Central bankers globally doing the same thing in most of the advanced countries. Looking at even China and Australia where yield curve flat to inverted for a while now doesn't seem to want to crack the asset markets much. Guessing several years of flat yield curve eventually puts too much pressure on financial's leading to more risk taking and the inevitable.

10 year treasury at anywhere near 2.25% in the US coupled with $2.50 gas prices and few weak highly leveraged homeowners today compared to back in 2004-07 can keep the party going a long time. A few are now talking 2024-26 (after end of 18 year RE cycle) till the real depression with possible minor recession around 2020..

Personally starting to sell the RE (should be done in 3-4 years) in part due to the tenant base getting worse each year plus weather exposure in my state but I have an old business model to buy, fix and flip foreclosures just ride out the rest of this cycle staying in the hunt.
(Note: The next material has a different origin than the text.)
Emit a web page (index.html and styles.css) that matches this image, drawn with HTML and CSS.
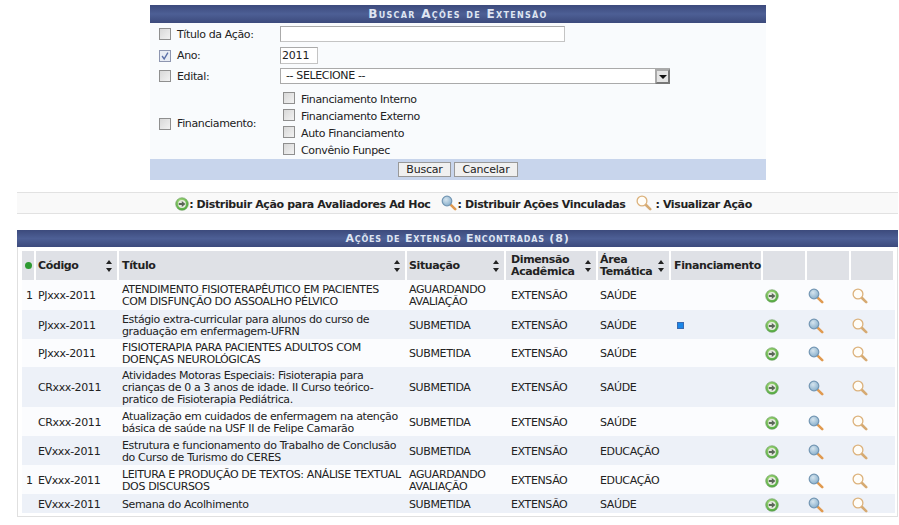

I know last time went mostly to cash by mid 2006 but CD's were like 5% then. Now is best be very defensive so agree with you there. Not safe even shorting as this slow steady move up for the averages could go on for years. If there was a big crack similar to commodities 2015 might it be related to Bay Area all everything bubble just collapsing driving down NASDAQ and housing prices in a major way causing ripple effects across the nation??